Search - List of Books by Nikolai Leskov
Nikolai Semyonovich Leskov (, — ) was a Russian journalist, novelist and short story writer, who also wrote under the pseudonym M. Stebnitsky.
Total Books: 25
Born in Gorokhovo, Oryol, he began his education at the Oryol lycée. His father's death and the subsequent loss of his inherited property in an 1846 fire forced the young Nikolai to suspend his studies at the age of 15. Leskov served two years as a clerk in Oryol criminal court and then was transferred to Kiev as assistant clerk in the army recruiting bureau. There he lived at the house of his uncle, who was a professor of medicine. He read widely in the fields of philosophy and economics, studied Polish and Ukrainian, and joined the liberal-minded circles of the old city.
In 1853 he married Olga Smirnova; they had one son and one daughter. Between the years 1857 and 1860 he worked in estate management for an English firm and travelled in remote regions of Russia. Later Leskov considered these years crucial for his development as a writer. After moving to Moscow he separated from his wife and started to publish articles in magazines. His literary career began in 1861 when he began working for a journal in Saint Petersburg. His first prose work, Pogassee Delo, was published the following year, and his first novel, Nekuda, in 1864.
His main works include The Enchanted Wanderer (1873), Lady Macbeth of Mtsensk (1865) (which was later made into an opera), The Tale of Cross-eyed Lefty from Tula and the Steel Flea (1881), and the novel Cathedral Folk (1872).
As a writer and journalist in the turbulent 1860s, he quickly established a reputation for being anti-nihilist. At the same time he was not clearly a conservative, and this apparent refusal to take sides caused him economic difficulty, since he could find few journals willing to publish his works. When liberal magazines closed their doors, he started to publish writings in conservative papers, but his criticism of civil servants and Orthodox clerics and laymen also caused anger in conservative circles.

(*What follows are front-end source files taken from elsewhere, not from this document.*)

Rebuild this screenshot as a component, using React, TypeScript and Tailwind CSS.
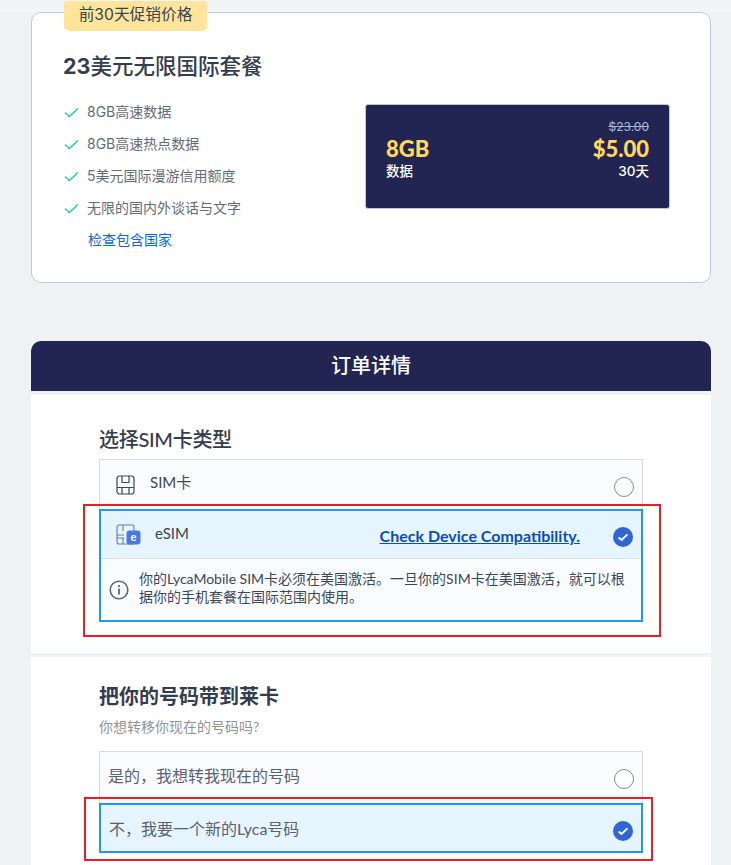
function Check() {
  return (
    <svg width="15" height="11" viewBox="0 0 15 11" fill="none" className="shrink-0">
      <path d="M1 5.5 L5.3 9.5 L14 1.5" stroke="#1fd286" strokeWidth="1.4" />
    </svg>
  );
}

function Feature({ text }: { text: string }) {
  return (
    <div className="flex h-8 items-center">
      <div className="flex w-[23px]"><Check /></div>
      <span className="text-sm text-[#646b78]">{text}</span>
    </div>
  );
}

function Radio() {
  return <div className="h-5 w-5 rounded-full border border-[#8a8a8a] bg-white" />;
}

function Checked() {
  return (
    <svg width="20" height="20" viewBox="0 0 20 20">
      <circle cx="10" cy="10" r="10" fill="#2f66d6" />
      <path d="M5.6 10.4 L8.6 13 L14.4 7.4" stroke="#fff" strokeWidth="2" fill="none" />
    </svg>
  );
}

function SimIcon() {
  return (
    <svg width="19" height="20" viewBox="0 0 19 20" fill="none" stroke="#3d4656" strokeWidth="1.2">
      <rect x="1" y="1" width="17" height="18" rx="2.5" />
      <path d="M6 1 V7.5 H13 V1 M1 12.5 H18 M6 12.5 V19 M13 12.5 V19" />
    </svg>
  );
}

function ESimIcon() {
  return (
    <svg width="25" height="21" viewBox="0 0 25 21" fill="none">
      <g stroke="#6f7c9c" strokeWidth="1.1">
        <rect x="1" y="1" width="17" height="19" rx="2" />
        <path d="M7 1 V7 M1 11 H8 M1 14 H8 M7 14 V20 M13 14 V20" />
      </g>
      <rect x="10.5" y="6.5" width="14" height="14" rx="3" fill="#4a7ae0" />
      <text x="17.5" y="17" textAnchor="middle" fontSize="11" fontWeight="700" fill="#fff" fontFamily="Lato, sans-serif">e</text>
    </svg>
  );
}

function Info() {
  return (
    <svg width="20" height="20" viewBox="0 0 20 20" fill="none" className="shrink-0">
      <circle cx="10" cy="10" r="8.8" stroke="#5f6672" strokeWidth="1.6" />
      <circle cx="10" cy="6.2" r="1.1" fill="#5f6672" />
      <rect x="9.1" y="8.6" width="1.8" height="6" fill="#5f6672" />
    </svg>
  );
}

export default function App() {
  return (
    <div
      className="relative h-[865px] overflow-hidden bg-[#eff1f3] pl-[31px] pr-[20px] pt-3"
      style={{ fontFamily: 'Inter, "Noto Sans CJK SC", sans-serif' }}
    >
      <div className="absolute left-0 right-0 top-0 h-3 bg-[#f3f4f7]" />

      {/* Plan card */}
      <section className="relative h-[271px] rounded-[10px] border border-[#c0c9dc] bg-white pl-8 pr-[40px]">
        <div className="absolute left-8 top-[-12px] flex h-[30px] w-[143px] items-center justify-center rounded-b-[5px] rounded-t-[3px] bg-[#ffe59a] pb-[2px] text-[15.7px] text-[#3a4354]">
          前30天促销价格
        </div>
        <div className="flex items-start justify-between">
          <div>
            <h2 className="-ml-px mt-[38px] text-[21.5px] leading-[30px] font-medium text-[#343d4e]">
              <span className="font-bold">23</span>美元无限国际套餐
            </h2>
            <div className="mt-[15px]">
              <Feature text="8GB高速数据" />
              <Feature text="8GB高速热点数据" />
              <Feature text="5美元国际漫游信用额度" />
              <Feature text="无限的国内外谈话与文字" />
              <div className="flex h-8 items-center pl-6 text-sm text-[#0a66d8]">检查包含国家</div>
            </div>
          </div>
          <div className="mt-[91px] flex h-[105px] w-[305px] items-start justify-between rounded-[3px] border border-[#c0c6d6] bg-[#222551] px-5 pt-[14px]">
            <div className="pt-[16px]">
              <div className="text-[22px] leading-[28px] font-black text-[#ffd85c]" style={{ fontFamily: 'Lato, sans-serif' }}>8GB</div>
              <div className="text-[13.5px] leading-[16px] font-medium text-white">数据</div>
            </div>
            <div className="text-right">
              <div className="text-xs leading-[16px] text-[#a9b9dc] line-through">$23.00</div>
              <div className="text-[22px] leading-[28px] font-black text-[#ffd85c]" style={{ fontFamily: 'Lato, sans-serif' }}>$5.00</div>
              <div className="text-[13.5px] leading-[16px] font-medium text-white">30天</div>
            </div>
          </div>
        </div>
      </section>

      {/* Order details */}
      <header className="mt-[58px] flex h-[50px] items-center justify-center rounded-t-[10px] bg-[#222551] text-xl font-medium text-white">
        订单详情
      </header>

      <div style={{ fontFamily: 'Lato, "Noto Sans CJK SC", sans-serif' }}>
        <section className="mt-1 h-[258px] bg-white px-[68px] pt-[32px]">
          <h3 className="text-xl leading-6 font-medium tracking-[-0.3px] text-[#343d4e]">选择SIM卡类型</h3>
          <div className="mt-2 flex h-[50px] items-center border border-b-0 border-[#d9d9d9] bg-[#fafbff] pl-4 pr-[8px]">
            <SimIcon />
            <span className="mb-[5px] ml-[15px] text-[15px] text-[#3d4656]">SIM卡</span>
            <div className="ml-auto mt-[4px] flex"><Radio /></div>
          </div>
          <div className="border-2 border-[#2196f3] bg-[#f9fcff]">
            <div className="flex h-[48px] items-center border-b border-[#dcdff0] bg-[#e6f4fe] pl-[15px] pr-[8px]">
              <ESimIcon />
              <span className="mb-[2px] ml-[14px] text-[15px] text-[#3d4656]">eSIM</span>
              <a className="ml-auto mr-[33px] mt-[2px] text-[16px] font-bold text-[#0b4eb3] underline">Check Device Compatibility.</a>
              <div className="mt-[5px] flex"><Checked /></div>
            </div>
            <div className="flex h-[61px] items-center pl-[8px] pr-2">
              <Info />
              <p className="mb-1 ml-[10px] text-sm leading-[18px] text-[#3d4656]">
                你的LycaMobile SIM卡必须在美国激活。一旦你的SIM卡在美国激活，就可以根据你的手机套餐在国际范围内使用。
              </p>
            </div>
          </div>
        </section>

        <section className="mt-1 h-[208px] bg-white px-[68px] pt-[27px]">
          <h3 className="text-xl leading-6 font-bold text-[#343d4e]">把你的号码带到莱卡</h3>
          <p className="mt-[9px] text-sm leading-5 text-[#8f9296]">你想转移你现在的号码吗?</p>
          <div className="mt-[14px] flex h-[52px] items-center border border-b-0 border-[#d9d9d9] bg-[#fafbff] pl-2 pr-[8px] text-base text-[#5a6272]">
            <span className="mb-[4px]">是的，我想转我现在的号码</span>
            <div className="ml-auto mt-[2px] flex"><Radio /></div>
          </div>
          <div className="flex h-[50px] items-center border-2 border-[#2196f3] bg-[#e6f4fe] pl-2 pr-[8px] text-base text-[#5a6272]">
            <span className="mt-[2px]">不，我要一个新的Lyca号码</span>
            <div className="ml-auto mt-[6px] flex"><Checked /></div>
          </div>
        </section>
      </div>

      {/* Red annotation rectangles */}
      <div className="pointer-events-none absolute left-[83px] top-[504px] h-[133px] w-[578px] border-2 border-[#ed1c24]" />
      <div className="pointer-events-none absolute left-[84px] top-[797px] h-[64px] w-[569px] border-2 border-[#ed1c24]" />
    </div>
  );
}
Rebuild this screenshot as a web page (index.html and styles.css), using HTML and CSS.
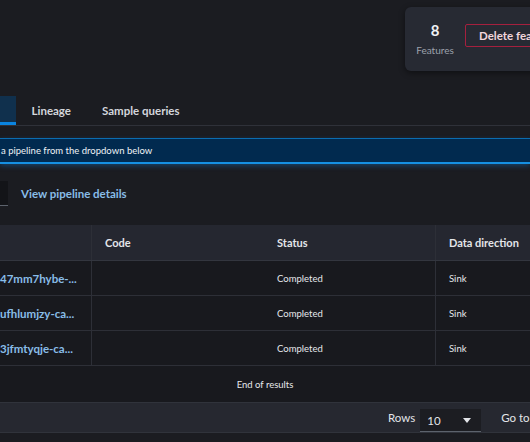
FILE: index.html
```html
<!DOCTYPE html>
<html>
<head>
<meta charset="utf-8">
<link rel="stylesheet" href="styles.css">
</head>
<body>
<div class="page">
  <div class="top">
    <div class="stats">
      <div class="count">
        <div class="num">8</div>
        <div class="lbl">Features</div>
      </div>
      <button class="danger">Delete feature group</button>
    </div>
  </div>

  <div class="tabs">
    <div class="tab active"></div>
    <div class="tab">Lineage</div>
    <div class="tab">Sample queries</div>
  </div>

  <div class="banner"><span>a pipeline from the dropdown below</span></div>

  <div class="picker">
    <div class="select-stub"></div>
    <a class="link">View pipeline details</a>
  </div>

  <div class="table">
    <div class="row head">
      <div class="cell c1"></div>
      <div class="cell c2">Code</div>
      <div class="cell c3">Status</div>
      <div class="cell c4">Data direction</div>
    </div>
    <div class="row">
      <div class="cell c1"><a class="link clip">47mm7hybe-...</a></div>
      <div class="cell c2"></div>
      <div class="cell c3">Completed</div>
      <div class="cell c4">Sink</div>
    </div>
    <div class="row">
      <div class="cell c1"><a class="link clip">ufhlumjzy-ca...</a></div>
      <div class="cell c2"></div>
      <div class="cell c3">Completed</div>
      <div class="cell c4">Sink</div>
    </div>
    <div class="row">
      <div class="cell c1"><a class="link clip">3jfmtyqje-ca...</a></div>
      <div class="cell c2"></div>
      <div class="cell c3">Completed</div>
      <div class="cell c4">Sink</div>
    </div>
    <div class="end">End of results</div>
  </div>

  <div class="footer">
    <span class="rows-label">Rows</span>
    <div class="rows-select"><span>10</span><span class="caret"></span></div>
    <span class="goto">Go to</span>
  </div>
</div>
</body>
</html>
```
FILE: styles.css
```css
* { box-sizing: border-box; }
html, body {
  margin: 0;
  padding: 0;
  background: #1b1c21;
  width: 530px;
  height: 442px;
  overflow: hidden;
}
body {
  font-family: Lato, "Open Sans", "Liberation Sans", sans-serif;
  color: #dfe2e7;
}
.page {
  width: 530px;
}
.top {
  height: 96px;
  padding-top: 7px;
  display: flex;
  justify-content: flex-end;
}
.stats {
  width: 185px;
  flex: none;
  margin-right: -60px;
  height: 64px;
  background: #272a33;
  border-radius: 6px;
  box-shadow: 0 2px 6px rgba(0,0,0,0.45);
  display: flex;
  align-items: center;
  overflow: hidden;
}
.count {
  flex: none;
  width: 60px;
  text-align: center;
  margin-top: -2px;
}
.num {
  font-weight: 700;
  font-size: 15px;
  color: #f0f1f4;
  line-height: 18px;
}
.lbl {
  font-size: 10px;
  color: #9ca1ab;
  margin-top: 5px;
}
.danger {
  flex: none;
  height: 23px;
  margin-top: -7px;
  background: transparent;
  border: 1px solid #a5203e;
  border-radius: 2px;
  color: #f1d6dc;
  font-family: inherit;
  font-weight: 700;
  font-size: 11.5px;
  padding: 0 13px;
  white-space: nowrap;
}
.tabs {
  height: 30px;
  display: flex;
  border-bottom: 1px solid #2f3139;
}
.tab {
  height: 29px;
  padding: 0 15.5px;
  display: flex;
  align-items: center;
  font-weight: 700;
  font-size: 11.5px;
  color: #d3d6dc;
  white-space: nowrap;
}
.tab.active {
  width: 16px;
  padding: 0;
  background: #10304d;
  border-bottom: 3px solid #0a84e0;
}
.banner {
  margin-top: 12px;
  height: 26px;
  background: #012a4f;
  border-top: 1px solid #0b6cb0;
  border-bottom: 2px solid #1690e2;
  box-shadow: 0 2px 5px rgba(20,130,220,0.35);
  display: flex;
  align-items: center;
  font-size: 9.5px;
  color: #eef2f6;
  padding-left: 1px;
}
.picker {
  margin-top: 17px;
  height: 25px;
  display: flex;
  align-items: center;
}
.select-stub {
  width: 8px;
  height: 25px;
  background: #131418;
  border-bottom: 1px solid #5c626c;
}
.link {
  color: #89bde8;
  font-weight: 700;
  font-size: 11.5px;
  margin-left: 13px;
}
.table {
  margin-top: 19px;
}
.row {
  display: grid;
  grid-template-columns: 92px 172px 172px 120px;
  height: 35px;
  background: #18191e;
  border-bottom: 1px solid #2d2f37;
}
.row.head {
  height: 36px;
  background: #252730;
  border-bottom: 1px solid #33363f;
}
.cell {
  display: flex;
  align-items: center;
  padding-left: 13px;
  font-size: 9.5px;
  color: #e6e8ec;
  white-space: nowrap;
  border-right: 1px solid #2d2f37;
}
.cell.c2 { border-right-color: transparent; }
.head .cell {
  font-weight: 700;
  font-size: 11px;
  color: #e3e5e9;
}
.c1 { padding-left: 0; }
.link.clip { margin-left: 0; font-size: 11.5px; }
.end {
  height: 36px;
  background: #18191e;
  display: flex;
  align-items: center;
  justify-content: center;
  font-size: 9.5px;
  color: #e6e8ec;
}
.footer {
  height: 31px;
  background: #262830;
  border-top: 1px solid #30333b;
  border-bottom: 1px solid #30333b;
  display: flex;
  align-items: center;
  padding-left: 388px;
  font-size: 11.5px;
  color: #e3e5e9;
  white-space: nowrap;
}
.rows-select {
  margin-left: 5px;
  width: 61px;
  height: 23px;
  margin-top: 6px;
  background: #1c1d22;
  border-bottom: 1px solid #5c626c;
  display: flex;
  align-items: center;
  justify-content: space-between;
  padding: 0 10px 0 7px;
}
.caret {
  width: 0;
  height: 0;
  border-left: 4px solid transparent;
  border-right: 4px solid transparent;
  border-top: 5px solid #e3e5e9;
}
.goto { margin-left: 20px; }
```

Leskov served on the Scholarly Committee of the Ministry of Education from 1874. He was dismissed in 1883 due to his too liberal views. After a religious crisis in the mid-1870s he published several stories which questioned Orthodox Christianity. In the summer of 1872 he travelled in Karelia and visited the Valamo monastery in Lake Ladoga.
By the late 1880s Leskov's growing criticism of the doctrines of the church started to arouse the attention of censors. Under the influence of Lev Tolstoy he wrote several stories dealing with ancient church legends. During his last years Leskov suffered from angina pectoris and breast cancer. He died on March 5, 1895, aged 64, and is interred at the Literatorskiye Mostki necropolis at Volkovo Cemetery in Saint Petersburg.
His collected works were published for the first time in 1902-03. After the Revolution his work was viewed with suspicion, although Maxim Gorky had defended him earlier, stating that Leskov "is the writer most deeply rooted in the people and is completely untouched by any foreign influences".
Anton Chekhov considered Leskov in some respects his teacher. For decades Leskov did not gain official approval, partly due to his religious themes. In the 1940s two scholarly monographs on his work appeared. With the publication of his collected works in the 1950s and new printings and translations of his stories Leskov has secured his position among the major classic Russian writers of the 19th century.